The ballpark itself has surprising charm. It’s fairly old, and the age shows well. The pavilion area was excellent–it included loads of minor-league promotions such as an opportunity to take kids’ pictures on top of horses (this would be the only time to date I’ve seen horses in a minor-league park). I was a little bit bothered by the number of people in the beer garden. The beer garden is in the pavilion, which means that
A fine sense of Tacoma baseball history is on display in the pavilion–a number of plaques for big names in Tacoma baseball history (I remember Matty Alou), but most tellingly, a lovely mural. The mural is of a dugout with a player wearing the uniform for each of the teams in Tacoma history. I was quite pleased and impressed. So much nicer than the usual cinderblock wall left blank! Additionally, they have reserved one of their better seats for a sculpture of Mr. Cheney, the bigwig in Tacoma baseball history for whom the field was named. Not only is he there in the front row of back section, but there’s a bronzed sculpted scorecard by his feet and even some sculpted peanut shells on the ground around him. I can’t think of a better tribute for a baseball lover than to be set down in a good seat to enjoy and score baseball
Regional feel: 7.5/10
Good sense of Tacoma history, Mt. Rainier on the scoreboard, and evergreen trees beyond the field. Too bad it’s in a nondescript semi-suburban location.

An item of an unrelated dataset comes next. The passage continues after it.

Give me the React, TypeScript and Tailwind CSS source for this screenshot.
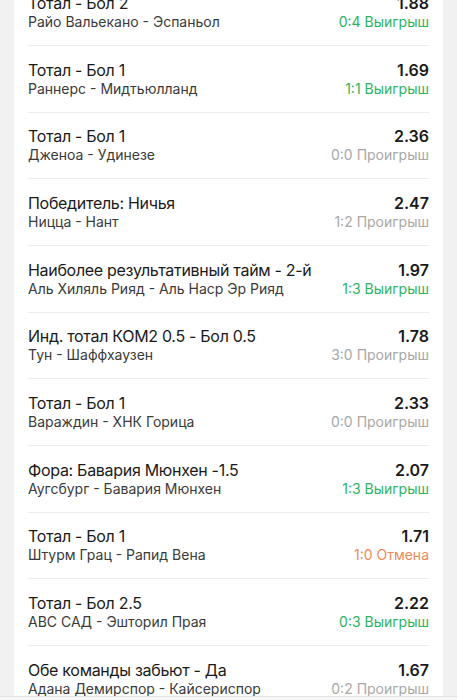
import React from "react";

type Bet = {
	title: string;
	match: string;
	odds: string;
	score: string;
	status: "win" | "lose" | "cancel";
};

const bets: Bet[] = [
	{ title: "Тотал - Бол 2", match: "Райо Вальекано - Эспаньол", odds: "1.88", score: "0:4", status: "win" },
	{ title: "Тотал - Бол 1", match: "Раннерс - Мидтьюлланд", odds: "1.69", score: "1:1", status: "win" },
	{ title: "Тотал - Бол 1", match: "Дженоа - Удинезе", odds: "2.36", score: "0:0", status: "lose" },
	{ title: "Победитель: Ничья", match: "Ницца - Нант", odds: "2.47", score: "1:2", status: "lose" },
	{ title: "Наиболее результативный тайм - 2-й", match: "Аль Хиляль Рияд - Аль Наср Эр Рияд", odds: "1.97", score: "1:3", status: "win" },
	{ title: "Инд. тотал КОМ2 0.5 - Бол 0.5", match: "Тун - Шаффхаузен", odds: "1.78", score: "3:0", status: "lose" },
	{ title: "Тотал - Бол 1", match: "Вараждин - ХНК Горица", odds: "2.33", score: "0:0", status: "lose" },
	{ title: "Фора: Бавария Мюнхен -1.5", match: "Аугсбург - Бавария Мюнхен", odds: "2.07", score: "1:3", status: "win" },
	{ title: "Тотал - Бол 1", match: "Штурм Грац - Рапид Вена", odds: "1.71", score: "1:0", status: "cancel" },
	{ title: "Тотал - Бол 2.5", match: "АВС САД - Эшторил Прая", odds: "2.22", score: "0:3", status: "win" },
	{ title: "Обе команды забьют - Да", match: "Адана Демирспор - Кайсериспор", odds: "1.67", score: "0:2", status: "lose" },
];

const statusLabel = {
	win: "Выигрыш",
	lose: "Проигрыш",
	cancel: "Отмена",
};

const statusColor = {
	win: "text-[#2eb35f]",
	lose: "text-[#a8a8a8]",
	cancel: "text-[#ee8a5c]",
};

function BetRow({ bet }: { bet: Bet }) {
	return (
		<div className="px-[14px]">
			<div className="flex h-[66.67px] items-center justify-between border-b border-[#ececec]">
				<div className="flex flex-col">
					<span className="text-[16px] leading-[20px] tracking-[-0.3px] text-[#1a1a1a]">{bet.title}</span>
					<span className="text-[14px] leading-[18px] text-[#3a3a3a]">{bet.match}</span>
				</div>
				<div className="flex flex-col items-end">
					<span className="text-[16px] font-semibold leading-[20px] text-[#1a1a1a]">{bet.odds}</span>
					<span className={`text-[14px] leading-[18px] ${statusColor[bet.status]}`}>
						{bet.score} {statusLabel[bet.status]}
					</span>
				</div>
			</div>
		</div>
	);
}

export default function App() {
	return (
		<div
			className="relative h-[700px] w-full overflow-hidden bg-[#f1f1f1]"
			style={{ fontFamily: "Inter, 'Noto Sans', sans-serif" }}
		>
			<div className="mx-[14px] -mt-[20.67px] bg-white">
				{bets.map((bet, i) => (
					<BetRow bet={bet} key={i} />
				))}
			</div>

			{/* bottom bar edge */}
			<div className="absolute bottom-0 left-0 right-0 h-[4px] border-t border-[#e2e2e2] bg-[#f6f6f6]" />
		</div>
	);
}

Cheney Stadium manages to feel legitimately old without being ancient or kitschy-retro.
Pretty good. Not too much–feels about right for AAA ball.
Team mascot/name: 3.5/5
Rhubarb is a silly name. A moose should have a proboscis bigger than his. The name Rainiers is fantastic–beautiful, local, majestic.
The ballpark was quite lovely, but there was almost zero in the way of views beyond merely trees.
Pavilion area: 5/5
Quite good–loads of activity, lineups, and the like.
Nice use of scoreboard, but failed to give information on some borderline scoring decisions.
How can I possibly vote against my sister and her family?
A good ballgame and a lot of fun with the folks. I’ll be back.
BASEBALL STUFF I’VE SEEN HERE:
The first game for Jeremy Reed in the Mariners’ organization after the M’s gave up Freddy Garcia to get him. He goes two for four with a two-run home run.
A.J. Zapp hits a pair of homers for Tacoma.
Portland’s Xavier Nady also homered just a few days before getting called up to the Padres.
In 2007, I see Salt Lake’s Joe Saunders for the second time in two weeks. He impresses, going 7 strong innings and striking out 7.
Salt Lake blows a 4-0 lead in 2007 before winning on Brandon Wood’s 9th-inning single.
A delightful experience in a pair of games in 2015 led to one of my favorite moments ever at a ballpark. Our family went to a game in May that year, and my son Steven, who was 6, did his usual trick of writing down the lineups before the game. A Rainiers photographer spotted it and took several photos. When I asked when they’d be used, he said that a shot like that looked like a cover shot for a future version of the program. Sure enough, the Rainiers were nice enough to notify me when he would be on the cover, and we headed back up there to get about a zillion copies.
In the pregame, the Rainiers’ Shawn O’Malley was giving autographs on the concourse. Steven went up to get one. Steven told O’Malley (and everyone else he saw at the ballpark) that he was on the cover of the program. O’Malley’s response has made me a permanent fan of his. He said “Well, I should be asking for YOUR autograph.” He then had an usher grab him a copy of the program…and thus it came to be that a professional baseball player asked for my son’s autograph.